## Given request
Omit all images. Write out the rest of the material exactly.

Front-end source files
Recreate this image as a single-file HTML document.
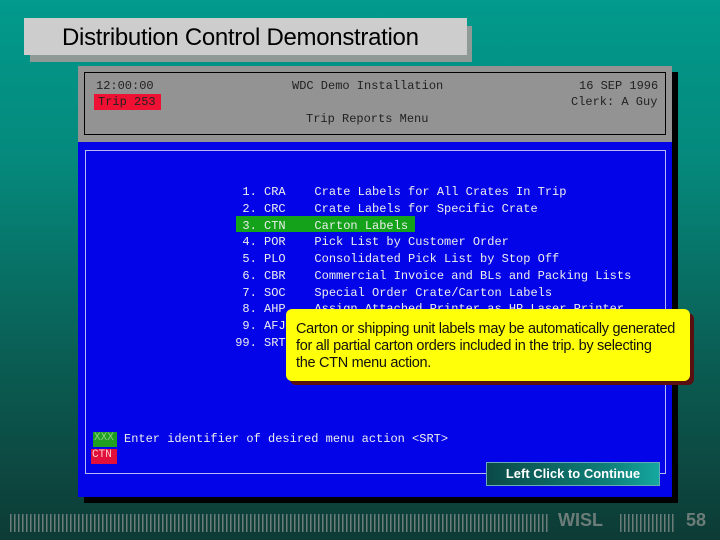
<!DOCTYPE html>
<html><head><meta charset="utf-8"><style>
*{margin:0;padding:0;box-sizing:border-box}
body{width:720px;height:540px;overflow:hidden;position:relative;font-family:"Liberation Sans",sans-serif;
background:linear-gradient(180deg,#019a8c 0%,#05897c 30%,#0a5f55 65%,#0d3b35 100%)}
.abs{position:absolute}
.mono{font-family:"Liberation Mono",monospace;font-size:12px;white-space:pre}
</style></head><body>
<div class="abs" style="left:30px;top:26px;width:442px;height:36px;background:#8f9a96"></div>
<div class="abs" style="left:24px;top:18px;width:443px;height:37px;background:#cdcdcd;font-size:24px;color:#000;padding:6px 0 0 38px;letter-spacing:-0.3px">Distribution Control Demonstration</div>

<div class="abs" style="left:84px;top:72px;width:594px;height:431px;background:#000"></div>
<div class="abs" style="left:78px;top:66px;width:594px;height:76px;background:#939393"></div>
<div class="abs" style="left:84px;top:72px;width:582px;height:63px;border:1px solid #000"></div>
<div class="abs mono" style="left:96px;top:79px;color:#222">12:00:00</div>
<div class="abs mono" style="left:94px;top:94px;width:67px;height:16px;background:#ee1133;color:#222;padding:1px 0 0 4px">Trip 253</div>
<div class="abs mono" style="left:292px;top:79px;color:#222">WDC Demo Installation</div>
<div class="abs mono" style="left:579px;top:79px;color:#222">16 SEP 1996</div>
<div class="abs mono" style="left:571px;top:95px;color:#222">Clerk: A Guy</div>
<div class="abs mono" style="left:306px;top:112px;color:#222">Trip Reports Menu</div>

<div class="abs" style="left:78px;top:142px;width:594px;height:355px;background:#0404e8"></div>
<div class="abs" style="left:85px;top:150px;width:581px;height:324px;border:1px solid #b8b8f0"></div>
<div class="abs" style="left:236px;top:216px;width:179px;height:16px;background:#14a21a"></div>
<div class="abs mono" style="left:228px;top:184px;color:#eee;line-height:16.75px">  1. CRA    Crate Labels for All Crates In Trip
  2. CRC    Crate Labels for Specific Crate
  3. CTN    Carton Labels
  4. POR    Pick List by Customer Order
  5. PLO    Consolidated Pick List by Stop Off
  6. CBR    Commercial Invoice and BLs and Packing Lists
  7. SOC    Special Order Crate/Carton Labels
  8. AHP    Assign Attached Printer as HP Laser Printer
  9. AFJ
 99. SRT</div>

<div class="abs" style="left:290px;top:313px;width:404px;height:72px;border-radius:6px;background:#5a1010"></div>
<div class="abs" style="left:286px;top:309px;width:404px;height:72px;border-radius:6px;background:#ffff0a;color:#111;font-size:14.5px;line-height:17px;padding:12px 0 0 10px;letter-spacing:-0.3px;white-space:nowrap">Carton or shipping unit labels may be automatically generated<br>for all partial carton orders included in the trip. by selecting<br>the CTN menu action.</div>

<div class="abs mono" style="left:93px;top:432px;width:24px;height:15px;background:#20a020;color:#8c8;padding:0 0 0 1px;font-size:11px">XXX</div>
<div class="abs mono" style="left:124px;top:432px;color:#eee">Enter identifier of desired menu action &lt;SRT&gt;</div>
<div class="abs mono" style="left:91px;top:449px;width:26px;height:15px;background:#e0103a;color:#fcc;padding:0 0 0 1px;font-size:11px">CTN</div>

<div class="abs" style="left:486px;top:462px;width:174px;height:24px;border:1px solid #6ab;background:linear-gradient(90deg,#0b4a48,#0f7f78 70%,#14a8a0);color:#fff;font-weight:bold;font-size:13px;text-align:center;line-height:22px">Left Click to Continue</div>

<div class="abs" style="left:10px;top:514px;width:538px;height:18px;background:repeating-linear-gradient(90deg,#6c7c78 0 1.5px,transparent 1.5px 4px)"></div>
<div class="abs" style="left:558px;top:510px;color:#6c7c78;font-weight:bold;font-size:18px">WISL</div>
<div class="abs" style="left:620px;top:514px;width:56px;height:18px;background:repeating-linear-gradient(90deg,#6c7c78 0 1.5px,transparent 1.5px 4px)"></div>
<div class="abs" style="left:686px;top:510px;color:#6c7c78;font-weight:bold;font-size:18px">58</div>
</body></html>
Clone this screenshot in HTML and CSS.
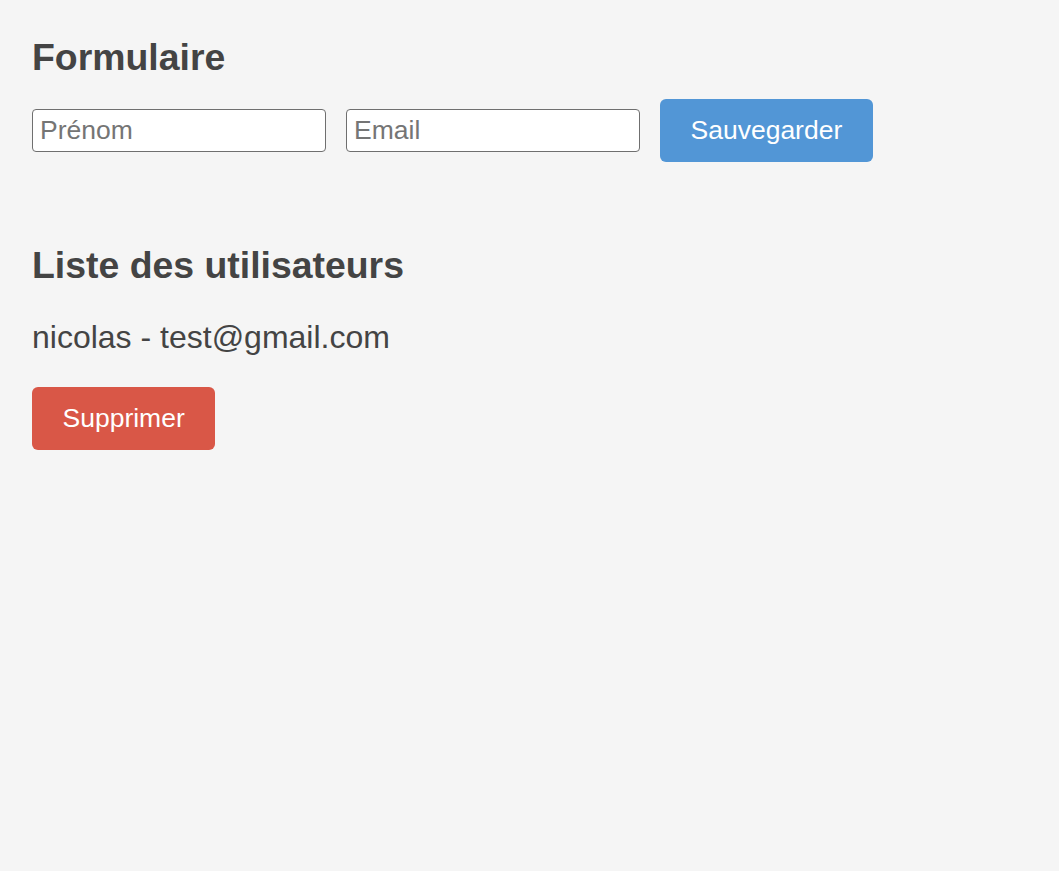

## Solved exercise
Recreate this image as a single-file HTML document.
<!DOCTYPE html>
<html><head><meta charset="utf-8"><style>
*{margin:0;padding:0;box-sizing:border-box}
body{width:720px;height:540px;overflow:hidden;position:relative;font-family:"Liberation Sans",sans-serif;
background:linear-gradient(180deg,#019a8c 0%,#05897c 30%,#0a5f55 65%,#0d3b35 100%)}
.abs{position:absolute}
.mono{font-family:"Liberation Mono",monospace;font-size:12px;white-space:pre}
</style></head><body>
<div class="abs" style="left:30px;top:26px;width:442px;height:36px;background:#8f9a96"></div>
<div class="abs" style="left:24px;top:18px;width:443px;height:37px;background:#cdcdcd;font-size:24px;color:#000;padding:6px 0 0 38px;letter-spacing:-0.3px">Distribution Control Demonstration</div>

<div class="abs" style="left:84px;top:72px;width:594px;height:431px;background:#000"></div>
<div class="abs" style="left:78px;top:66px;width:594px;height:76px;background:#939393"></div>
<div class="abs" style="left:84px;top:72px;width:582px;height:63px;border:1px solid #000"></div>
<div class="abs mono" style="left:96px;top:79px;color:#222">12:00:00</div>
<div class="abs mono" style="left:94px;top:94px;width:67px;height:16px;background:#ee1133;color:#222;padding:1px 0 0 4px">Trip 253</div>
<div class="abs mono" style="left:292px;top:79px;color:#222">WDC Demo Installation</div>
<div class="abs mono" style="left:579px;top:79px;color:#222">16 SEP 1996</div>
<div class="abs mono" style="left:571px;top:95px;color:#222">Clerk: A Guy</div>
<div class="abs mono" style="left:306px;top:112px;color:#222">Trip Reports Menu</div>

<div class="abs" style="left:78px;top:142px;width:594px;height:355px;background:#0404e8"></div>
<div class="abs" style="left:85px;top:150px;width:581px;height:324px;border:1px solid #b8b8f0"></div>
<div class="abs" style="left:236px;top:216px;width:179px;height:16px;background:#14a21a"></div>
<div class="abs mono" style="left:228px;top:184px;color:#eee;line-height:16.75px">  1. CRA    Crate Labels for All Crates In Trip
  2. CRC    Crate Labels for Specific Crate
  3. CTN    Carton Labels
  4. POR    Pick List by Customer Order
  5. PLO    Consolidated Pick List by Stop Off
  6. CBR    Commercial Invoice and BLs and Packing Lists
  7. SOC    Special Order Crate/Carton Labels
  8. AHP    Assign Attached Printer as HP Laser Printer
  9. AFJ
 99. SRT</div>

<div class="abs" style="left:290px;top:313px;width:404px;height:72px;border-radius:6px;background:#5a1010"></div>
<div class="abs" style="left:286px;top:309px;width:404px;height:72px;border-radius:6px;background:#ffff0a;color:#111;font-size:14.5px;line-height:17px;padding:12px 0 0 10px;letter-spacing:-0.3px;white-space:nowrap">Carton or shipping unit labels may be automatically generated<br>for all partial carton orders included in the trip. by selecting<br>the CTN menu action.</div>

<div class="abs mono" style="left:93px;top:432px;width:24px;height:15px;background:#20a020;color:#8c8;padding:0 0 0 1px;font-size:11px">XXX</div>
<div class="abs mono" style="left:124px;top:432px;color:#eee">Enter identifier of desired menu action &lt;SRT&gt;</div>
<div class="abs mono" style="left:91px;top:449px;width:26px;height:15px;background:#e0103a;color:#fcc;padding:0 0 0 1px;font-size:11px">CTN</div>

<div class="abs" style="left:486px;top:462px;width:174px;height:24px;border:1px solid #6ab;background:linear-gradient(90deg,#0b4a48,#0f7f78 70%,#14a8a0);color:#fff;font-weight:bold;font-size:13px;text-align:center;line-height:22px">Left Click to Continue</div>

<div class="abs" style="left:10px;top:514px;width:538px;height:18px;background:repeating-linear-gradient(90deg,#6c7c78 0 1.5px,transparent 1.5px 4px)"></div>
<div class="abs" style="left:558px;top:510px;color:#6c7c78;font-weight:bold;font-size:18px">WISL</div>
<div class="abs" style="left:620px;top:514px;width:56px;height:18px;background:repeating-linear-gradient(90deg,#6c7c78 0 1.5px,transparent 1.5px 4px)"></div>
<div class="abs" style="left:686px;top:510px;color:#6c7c78;font-weight:bold;font-size:18px">58</div>
</body></html>
Clone this screenshot in HTML and CSS.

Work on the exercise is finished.